Irish Film Institute -PARIS BELONGS TO US

PARIS BELONGS TO US

Director: JACQUES RIVETTE

FRANCE • 1961 • SUBTITLED • BLACK AND WHITE • 140 MIN • NEW 35MM PRINT.


Rivette’s first full-length feature is a cross between a time-capsule—Parisian Left-Bank society at its most self-obsessed, mixed with a good dose of cold-war paranoia—and an intriguing game to which no one tells you the rules. Anne (Betty Schneider), a provincial student, is invited to an arty party by her brother. Her first instinct (wise Anne) is to leave immediately. But she doesn’t and is inexorably sucked into a mystery involving an American political refugee called Philip Kaufman; a self-destructive femme fatale called Terry Yordan; and a Spanish activist called Juan who recently committed suicide. Starting with a shot from a train coming into the city, the film is as much about its setting —a long-vanished Paris full of fleabag hotels and corduroy-clad intellectuals—as about its story.
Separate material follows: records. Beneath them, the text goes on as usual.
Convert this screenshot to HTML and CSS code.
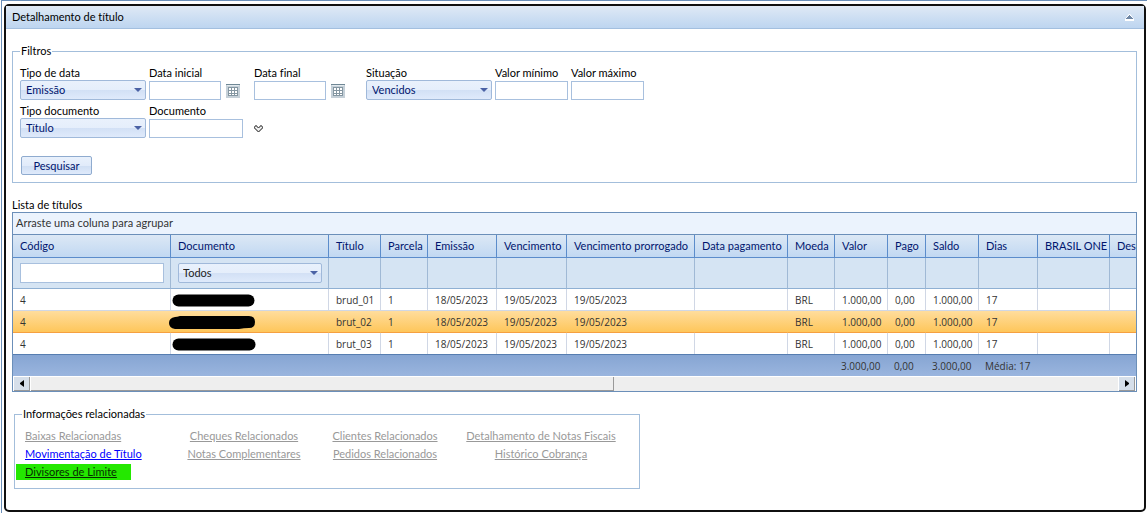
FILE: index.html
```
<!DOCTYPE html>
<html lang="pt-BR">
<head>
<meta charset="utf-8">
<title>Detalhamento de título</title>
<link rel="stylesheet" href="styles.css">
</head>
<body>
<svg class="defs" aria-hidden="true">
  <symbol id="calendar" viewBox="0 0 14 14">
    <path fill="#c5d0d8" d="M0 0h14v14H0z"/>
    <path fill="#6f8795" d="M0 0h14v1H0z"/>
    <path fill="#e3eaee" d="M1 1h12v1H1z"/>
    <path fill="#8496a1" d="M2 3h10v9H2z"/>
    <path fill="#fff" d="M3 4h2v2H3zM6 4h2v2H6zM9 4h2v2H9zM3 7h2v2H3zM6 7h2v2H6zM9 7h2v2H9zM3 10h2v1H3zM6 10h2v1H6zM9 10h2v1H9z"/>
  </symbol>
</svg>
<div class="page">
<main class="panel">
  <header class="panel-head">
    <h1>Detalhamento de título</h1>
    <button class="collapse" type="button" aria-label="Recolher">
      <svg width="9" height="7" viewBox="0 0 9 7"><path fill="#fff" d="M4 0h1l4 5v2H0V5z"/><path fill="#6f87a5" d="M4 1h1v1h1v1h1v1h1v1H1V4h1V3h1V2h1z"/></svg>
    </button>
  </header>
  <div class="content">
    <fieldset class="box filters">
      <legend>Filtros</legend>
      <div class="fields">
        <div class="field wide"><label for="tipo-data">Tipo de data</label><span class="select"><select id="tipo-data"><option>Emissão</option></select></span></div>
        <div class="field date"><label for="data-ini">Data inicial</label><span class="entry"><input id="data-ini" type="text"><button class="cal" type="button" aria-label="Abrir calendário"><svg width="14" height="14"><use href="#calendar"/></svg></button></span></div>
        <div class="field date last"><label for="data-fim">Data final</label><span class="entry"><input id="data-fim" type="text"><button class="cal" type="button" aria-label="Abrir calendário"><svg width="14" height="14"><use href="#calendar"/></svg></button></span></div>
        <div class="field wide"><label for="situacao">Situação</label><span class="select"><select id="situacao"><option>Vencidos</option></select></span></div>
        <div class="field value"><label for="vmin">Valor mínimo</label><span class="entry"><input id="vmin" type="text"></span></div>
        <div class="field value"><label for="vmax">Valor máximo</label><span class="entry"><input id="vmax" type="text"></span></div>
      </div>
      <div class="fields">
        <div class="field wide"><label for="tipo-doc">Tipo documento</label><span class="select"><select id="tipo-doc"><option>Título</option></select></span></div>
        <div class="field doc"><label for="doc">Documento</label><span class="entry"><input id="doc" type="text"><button class="more" type="button" aria-label="Mais opções"><svg width="9" height="8" viewBox="0 0 9 8"><path fill="#eee" stroke="#585858" d="M1.500.5h1v1h1v1h2v-1h1v-1h1v1h1v2h-1v1h-1v1h-1v1h-2v-1h-1v-1h-1v-1h-1v-2h1z"/></svg></button></span></div>
      </div>
      <button class="search" type="button">Pesquisar</button>
    </fieldset>

    <h2>Lista de títulos</h2>
    <section class="grid">
      <div class="group">Arraste uma coluna para agrupar</div>
      <div class="viewport">
        <table>
          <colgroup><col class="c158"><col class="c158"><col class="c52"><col class="c47"><col class="c69"><col class="c70"><col class="c128"><col class="c93"><col class="c47"><col class="c53"><col class="c38"><col class="c53"><col class="c59"><col class="c72"><col class="c158"></colgroup>
          <thead>
            <tr><th>Código</th><th>Documento</th><th>Título</th><th>Parcela</th><th>Emissão</th><th>Vencimento</th><th>Vencimento prorrogado</th><th>Data pagamento</th><th>Moeda</th><th>Valor</th><th>Pago</th><th>Saldo</th><th>Dias</th><th>BRASIL ONE</th><th>Desc</th></tr>
            <tr class="filter-row"><td><input type="text" aria-label="Filtrar código"></td><td><span class="select"><select aria-label="Filtrar documento"><option>Todos</option></select></span></td><td></td><td></td><td></td><td></td><td></td><td></td><td></td><td></td><td></td><td></td><td></td><td></td><td></td></tr>
          </thead>
          <tbody>
            <tr><td>4</td><td class="masked"><svg width="90" height="15" viewBox="0 0 90 15"><path d="M9.500 7.500H79.500" stroke="#000" stroke-width="12" stroke-linecap="round"/></svg></td><td>brud_01</td><td>1</td><td>18/05/2023</td><td>19/05/2023</td><td>19/05/2023</td><td></td><td>BRL</td><td>1.000,00</td><td>0,00</td><td>1.000,00</td><td>17</td><td></td><td></td></tr>
            <tr class="selected"><td>4</td><td class="masked"><svg width="90" height="15" viewBox="0 0 90 15"><path d="M6 2Q8 2 11 1H80Q86 1 86 7Q86 13 80 13Q75 13 70 14H6Q0 13 0 8Q0 3 6 2Z"/></svg></td><td>brut_02</td><td>1</td><td>18/05/2023</td><td>19/05/2023</td><td>19/05/2023</td><td></td><td>BRL</td><td>1.000,00</td><td>0,00</td><td>1.000,00</td><td>17</td><td></td><td></td></tr>
            <tr><td>4</td><td class="masked"><svg width="90" height="15" viewBox="0 0 90 15"><path d="M9.500 7.500H80.500" stroke="#000" stroke-width="12" stroke-linecap="round"/></svg></td><td>brut_03</td><td>1</td><td>18/05/2023</td><td>19/05/2023</td><td>19/05/2023</td><td></td><td>BRL</td><td>1.000,00</td><td>0,00</td><td>1.000,00</td><td>17</td><td></td><td></td></tr>
          </tbody>
          <tfoot>
            <tr><td colspan="9"></td><td>3.000,00</td><td>0,00</td><td>3.000,00</td><td>Média: 17</td><td></td><td></td></tr>
          </tfoot>
        </table>
      </div>
      <div class="scroll">
        <button type="button" aria-label="Rolar para a esquerda"><svg width="4" height="7" viewBox="0 0 4 7"><path d="M4 0v7L0 4V3z"/></svg></button>
        <div class="track"><div class="thumb"></div></div>
        <button type="button" aria-label="Rolar para a direita"><svg width="4" height="7" viewBox="0 0 4 7"><path d="M0 0v7l4-3V3z"/></svg></button>
      </div>
    </section>

    <fieldset class="box related">
      <legend>Informações relacionadas</legend>
      <nav class="links">
        <a href="#">Baixas Relacionadas</a><a href="#">Cheques Relacionados</a><a href="#">Clientes Relacionados</a><a href="#">Detalhamento de Notas Fiscais</a>
        <a href="#" class="active">Movimentação de Título</a><a href="#">Notas Complementares</a><a href="#">Pedidos Relacionados</a><a href="#">Histórico Cobrança</a>
        <a href="#" class="marked">Divisores de Limite</a>
      </nav>
    </fieldset>
  </div>
</main>
</div>
</body>
</html>
```
FILE: styles.css
```
* { box-sizing: border-box; }
body, input, select, button {
  font-family: Lato, "Open Sans", sans-serif;
  font-size: 11px;
  line-height: 16px;
  font-variant-ligatures: none;
}
body { margin: 0; color: #000; background: #fff; }
h1, h2 { margin: 0; font-size: 11px; font-weight: 400; }
button { padding: 0; border: 0; background: none; }
svg { display: block; }
.defs { width: 0; height: 0; position: absolute; }

.page {
  min-height: 100vh;
  margin-left: 1px;
  padding: 3px 1px 1px 2px;
  border-top: 1px solid #6b8fb9;
  border-left: 1px solid #6b8fb9;
}
.panel {
  min-height: calc(100vh - 5px);
  border: 2px solid #101010;
  border-radius: 5px;
}
.panel-head {
  display: flex;
  justify-content: space-between;
  align-items: center;
  height: 23px;
  padding: 0 10px 0 6px;
  border-bottom: 1px solid #a3bfdf;
  background: linear-gradient(#dfe9f5, #bdd5f0);
}
.collapse { height: 9px; }
.content { padding: 14px 7px 0 6px; }

.box { min-width: 0; margin: 0; border: 1px solid #a3bedb; }
.box legend { padding: 0 1px; margin-left: 0; }
.filters { padding: 6px 7px 7px; }
.fields { display: flex; align-items: flex-start; gap: 3px; }
.field { display: flex; flex-direction: column; height: 38px; }
.field label { height: 15px; white-space: nowrap; }
.wide { width: 126px; }
.date { width: 102px; }
.last { width: 109px; }
.value { width: 73px; }
.doc { width: 120px; }
.entry { display: flex; align-items: center; padding-top: 1px; }
input {
  flex: 1;
  width: 100%;
  min-width: 0;
  height: 19px;
  padding: 0 4px;
  border: 1px solid #a8c0de;
  background: #fff;
}
.date input { flex: 0 0 72px; }
.date .cal { margin-left: 5px; }
.doc input { flex: 0 0 94px; }
.doc .more { margin-left: 11px; }

.select { position: relative; display: block; }
.select::after {
  content: "";
  position: absolute;
  top: 8px;
  right: 4px;
  border: 4px solid transparent;
  border-top-color: #4b62a5;
  border-bottom: 0;
  pointer-events: none;
}
select {
  appearance: none;
  display: block;
  width: 100%;
  height: 20px;
  padding: 0 18px 0 5px;
  border: 1px solid #a0b9da;
  border-radius: 2px;
  color: #00156e;
  background: linear-gradient(#e9f1fc 0, #e5eefb 50%, #d2e0f5 50%, #dfeafb 100%);
}
.search {
  width: 71px;
  height: 19px;
  margin: 15px 0 0 1px;
  border: 1px solid #8fabcf;
  border-radius: 2px;
  color: #00156e;
  background: linear-gradient(#e9f1fc 0, #e1ebfa 50%, #cfdef3 50%, #dfeafb 100%);
  line-height: 17px;
}

h2 { margin-top: 14px; line-height: 15px; }
.grid { border: 1px solid #6b8fb9; color: #333; }
.group { height: 22px; padding: 2px 3px; border-bottom: 1px solid #6b8fb9; background: #ebf3fd; }
.viewport { overflow: hidden; }
table { width: 1255px; table-layout: fixed; border-spacing: 0; }
.c158 { width: 158px; } .c128 { width: 128px; } .c93 { width: 93px; }
.c72 { width: 72px; } .c70 { width: 70px; } .c69 { width: 69px; }
.c59 { width: 59px; } .c53 { width: 53px; } .c52 { width: 52px; }
.c47 { width: 47px; } .c38 { width: 38px; }
th, td { padding: 0 0 0 7px; text-align: left; white-space: nowrap; font-weight: 400; }
th {
  height: 23px;
  border-right: 1px solid #5b8ccb;
  border-bottom: 1px solid #5b8ccb;
  color: #00156e;
  background: linear-gradient(#dce8f5, #c1d8f2);
}
.filter-row td {
  height: 31px;
  padding: 0 6px 0 7px;
  border-right: 1px solid #a0b9d5;
  border-bottom: 1px solid #8fb0d3;
  background: #d5e4f3;
}
.filter-row input { display: block; height: 20px; }
.filter-row select { padding-left: 4px; color: #222; }
tbody, tfoot { font-family: "Open Sans", "Noto Sans", sans-serif; font-size: 10px; }
tbody td { height: 22px; border-right: 1px solid #d0d7e5; border-bottom: 1px solid #d0d7e5; }
tbody tr:last-child td { height: 21px; border-bottom: 0; }
tbody td.masked { position: relative; }
.masked svg { position: absolute; top: 4px; left: -2px; }
.selected { background: linear-gradient(#ffdd9d, #fec557); }
.selected td { border-right-color: transparent; border-bottom-color: #f6a040; }
tfoot td {
  height: 22px;
  padding-left: 6px;
  border-top: 1px solid #567db0;
  background: linear-gradient(#86a5d3, #9ab5de);
}
.scroll { display: flex; height: 15px; padding: 1px 1px 0; background: #fff; }
.scroll button {
  display: grid;
  place-items: center;
  width: 16px;
  background: #d6dfea;
  border-right: 1px solid #999;
  border-bottom: 1px solid #999;
}
.track { flex: 1; margin: 0 1px; background: #eee; }
.thumb { width: 53.6%; height: 100%; background: #eee; border-right: 1px solid #999; border-bottom: 1px solid #999; }

.related { max-width: 626px; margin: 14px 0 0 2px; padding: 5px 10px 7px; }
.related legend { margin-left: -3px; }
.links { display: grid; grid-template-columns: 148px 142px 140px 172px; grid-auto-rows: 18px; justify-items: center; align-items: center; }
.links a { color: #999; white-space: nowrap; }
.links a:nth-child(4n + 1) { justify-self: start; }
.links .active { color: #00f; }
.links .marked { margin-left: -9px; padding: 0 14px 0 9px; color: #062e00; background: #24e800; }
```
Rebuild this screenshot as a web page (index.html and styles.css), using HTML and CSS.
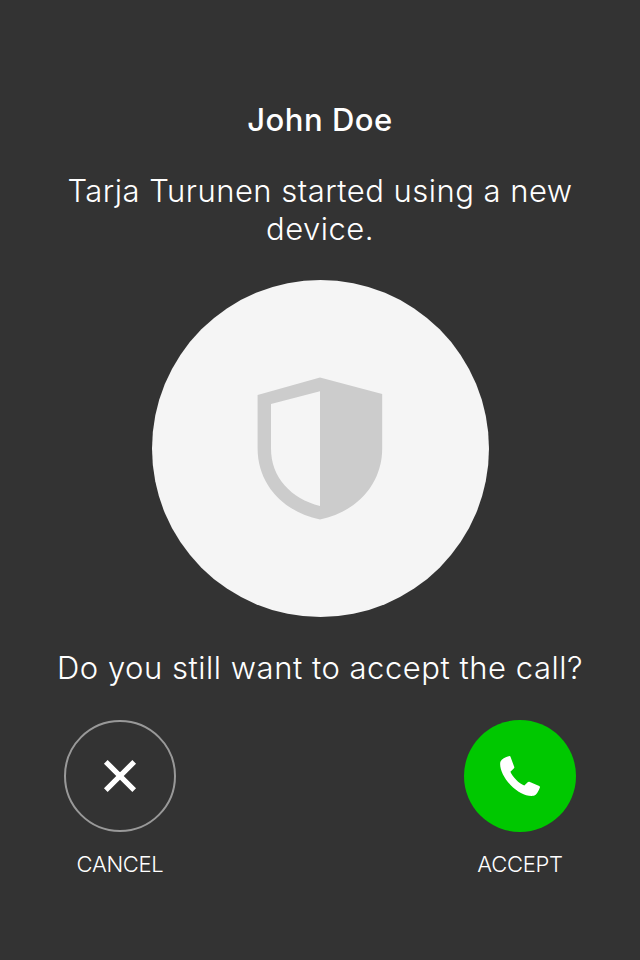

And all the elements of Rivette’s later work are here: Anne is drafted into, then abruptly dumped from, a production of Shakespeare’s strangest play, Pericles, which, like the film, seems to belong in another dimension. Charles Bitsch’s cinematography is extraordinary, managing to be both luminous and ominous at the same time. And the whole film is suffused with an irony that prefigures Rivette’s later fascination with the gaps between character and performance, narrative and reality.— Nick Roddick.